Several militias are Mahdi Army offshoots. One of them, Asa’ib Ahl Al Haq (League of the Family of the Righteous), reportedly was responsible for killing several US soldiers at Karbala in January 2007. It competed as a separate political entity in the April elections. Another, Kata’ib Hizballah (Hizballah Battalions), was named by the US as a Foreign Terrorist Organization for past acts against US personnel in Iraq.
Any debate within Iran over Iraq strategy will likely be resolved in favor of hardliners who perceive that they can keep Maliki in power and ultimately make military gains against the ISIS-led insurrection.
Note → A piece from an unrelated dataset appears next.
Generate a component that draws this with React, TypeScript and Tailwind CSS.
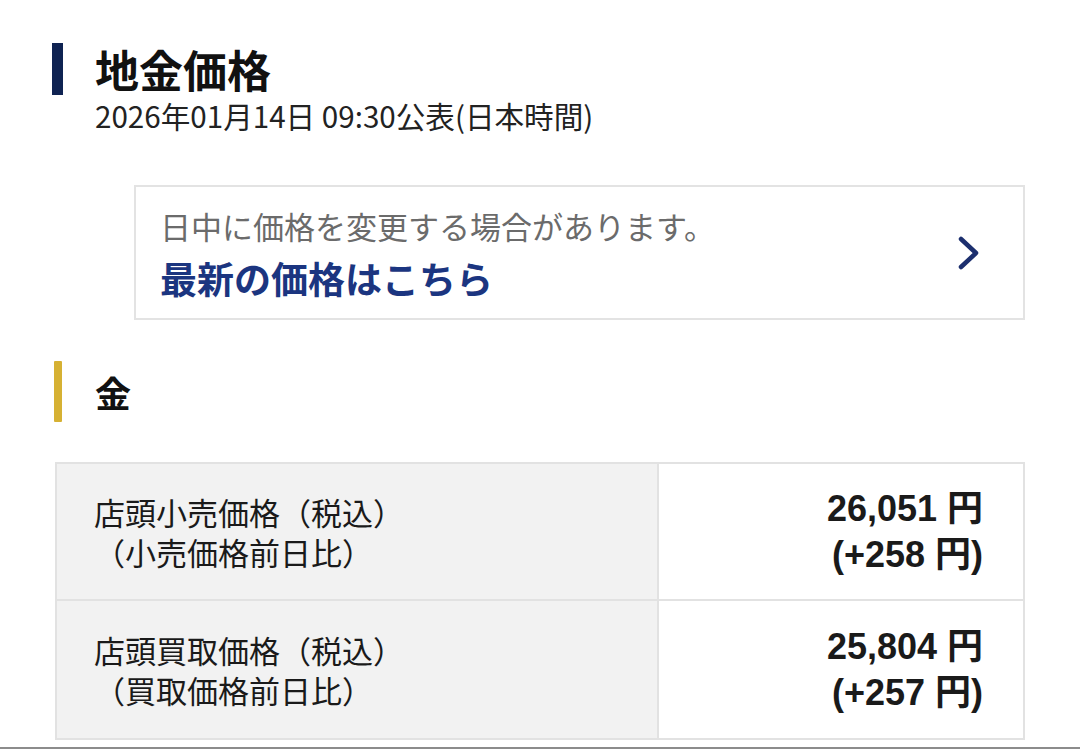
import React from "react";

const JP = '"Noto Sans CJK JP", "Noto Sans", sans-serif';
const NUM = '"Liberation Sans", "Noto Sans CJK JP", sans-serif';

function Row({ label1, label2, price, diff, last }: { label1: string; label2: string; price: string; diff: string; last?: boolean }) {
  return (
    <div className={`flex h-[137px] ${last ? "" : "border-b-2 border-[#e2e2e2]"}`}>
      <div className="w-[602px] shrink-0 bg-[#f2f2f2] border-r-2 border-[#e2e2e2] flex flex-col justify-center pl-[37px] text-[31px] leading-[40px] text-[#1a1a1a]" style={{ fontFamily: JP }}>
        <div>{label1}</div>
        <div>{label2}</div>
      </div>
      <div className="flex-1 bg-white flex flex-col justify-center items-end pr-[40px] text-[36px] leading-[46px] font-bold text-[#1a1a1a]" style={{ fontFamily: NUM }}>
        <div>{price}</div>
        <div>{diff}</div>
      </div>
    </div>
  );
}

export default function App() {
  return (
    <div className="w-[1080px] h-[749px] bg-white overflow-hidden flex flex-col" style={{ fontFamily: JP }}>
      <div className="pt-[43px] pl-[52px]">
        <div className="flex items-center h-[52px]">
          <div className="w-[11px] h-[52px] bg-[#0f2352]" />
          <div className="ml-[32px] text-[44px] leading-[48px] font-bold text-[#111]">地金価格</div>
        </div>
        <div className="mt-[3px] ml-[43px] text-[29.6px] leading-[36px] text-[#222]">2026年01月14日 09:30公表(日本時間)</div>
      </div>

      <div className="mt-[51px] ml-[134px] w-[891px] h-[135px] border-2 border-[#e3e3e3] flex items-center justify-between pl-[24px] pr-[43px]">
        <div className="flex flex-col">
          <div className="text-[31px] leading-[40px] text-[#6b6b6b]">日中に価格を変更する場合があります。</div>
          <div className="mt-[10px] text-[37px] leading-[44px] font-bold text-[#1b3580]">最新の価格はこちら</div>
        </div>
        <svg width="22" height="34" viewBox="0 0 22 34" fill="none">
          <path d="M3 3 L18 17 L3 31" stroke="#1c2f6e" strokeWidth="4.5" strokeLinecap="round" strokeLinejoin="round" />
        </svg>
      </div>

      <div className="mt-[41px] ml-[54px] flex items-center h-[61px]">
        <div className="w-[8px] h-[61px] bg-[#d6b133] rounded-[1px]" />
        <div className="ml-[33px] text-[36px] leading-[44px] font-bold text-[#111]">金</div>
      </div>

      <div className="mt-[40px] ml-[55px] w-[970px] border-2 border-[#e2e2e2] flex flex-col">
        <Row label1="店頭小売価格（税込）" label2="（小売価格前日比）" price="26,051 円" diff="(+258 円)" />
        <Row label1="店頭買取価格（税込）" label2="（買取価格前日比）" price="25,804 円" diff="(+257 円)" last />
      </div>

      <div className="mt-[7px] h-[2px] w-full bg-[#8c8c8c]" />
    </div>
  );
}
Iranian strategy will likely succeed in keeping ISIS forces out of Baghdad, but in the process will stoke renewed Sunni-Shi’a sectarian conflict as Shi’a militias gain influence. And, even with Iranian aid and manpower furnished by the militias, the government will be unable to recapture significant amounts of lost territory unless there is a broader political solution. The battle lines will likely settle into a de-facto separation of Sunni, Shi’a and Kurdish-controlled areas.